Anamuhalefet lideri ise, iktidara en ağır eleştirisini her zamanki gibi “bu doğru değil” pasif söylemine hapsediyor. Ya da, Özel harekâtçıların KPSS’siz alınacağını söyleyen Kurtulmuş’a liyakat eleştirisi yapıyor ve ertesi gün hatırlanmayan bir “sözünün eriysen istifa et” çıkışı yapıyor.

Hâlbuki ortada “başımıza gelen birçok şey Suriye politikasının sonucu” itirafı var. Bunca tedhiş eyleminin dolaylı sorumlusu olarak iktidarı hedef almak gerekmiyor mu? Eğer bu bir fırsatçılık olarak görülüyorsa, bu katliamların arkasının kesilmeyeceğini hatırlayarak/hatırlatarak eleştiri yükümlülüğünü üstlenmek gerekmiyor mu? Üstelik Suriye’deki, Ortadoğu’daki din eksenli maceracı politikalar, aslında iktidar partisinin halen koruduğu ideolojik mevzilenmesinin bir ürünü değil mi? Nitekim bunun tüm yansımaları iç siyasette de -eğitimde, yargıda, genel idarede, güvenlik güçlerinin eski ve mevcut yapılanmasında, kamuda personel yapılanmasında…-  yok mu? Ve şimdi dahi bütün hızıyla sürmüyor mu?

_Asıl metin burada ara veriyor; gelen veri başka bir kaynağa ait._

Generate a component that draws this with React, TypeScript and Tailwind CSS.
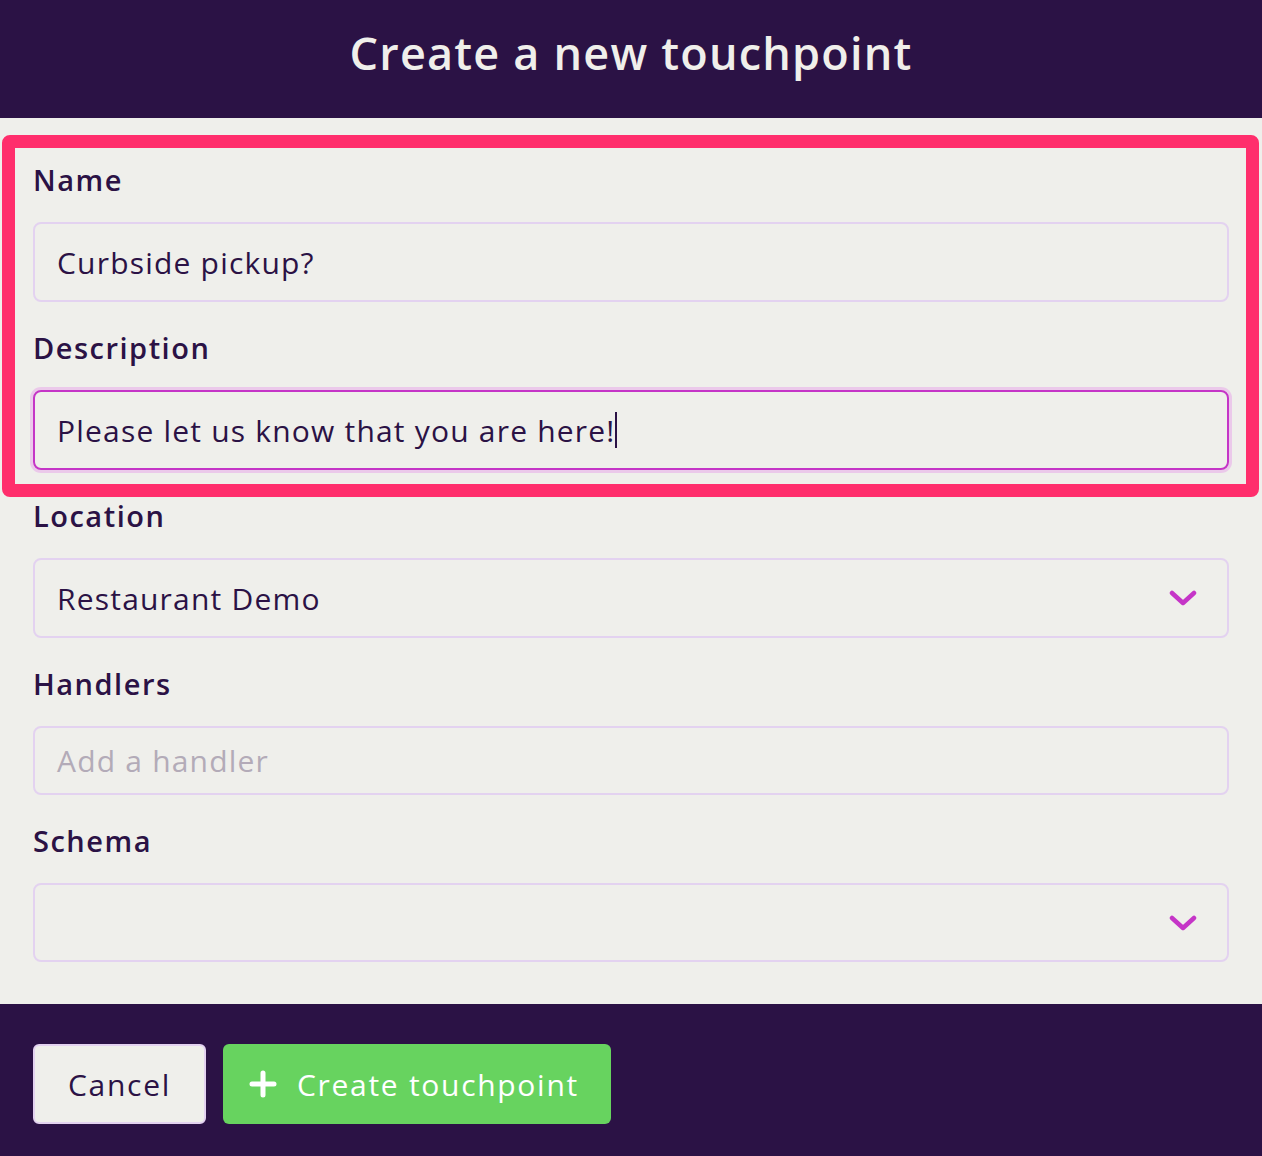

O halde bu koşulsuz destek ürkekliği de ne oluyor? Eğitimdeki dinci yapılanmadan bir milim geri adım atmayan, laiklik konusunda “bildiğimi yaparım” çizgisinden şaşmayan bir iktidarla “milli mutabakat” yaparak onu yola getireceğini mi düşünüyor? Hiçbir analitik ve siyasi değeri olmayan bir dille IŞİD’i barbarlıkla, sapkınlıkla suçlayarak bu örgüte etkileyici mesaj mı göndermiş oluyor? IŞİD’in içerdeki örgütlenmesine göz yuman, dışardaki güçlerine her türlü desteğini vermiş olan bir iktidarın ipliğini pazara çıkarmak için ne bekliyor?

Bu soruların yanıtları verilemiyorsa bilin ki CHP siyaset alanını boşaltmıştır ve siyaset boşluk kaldırmaz.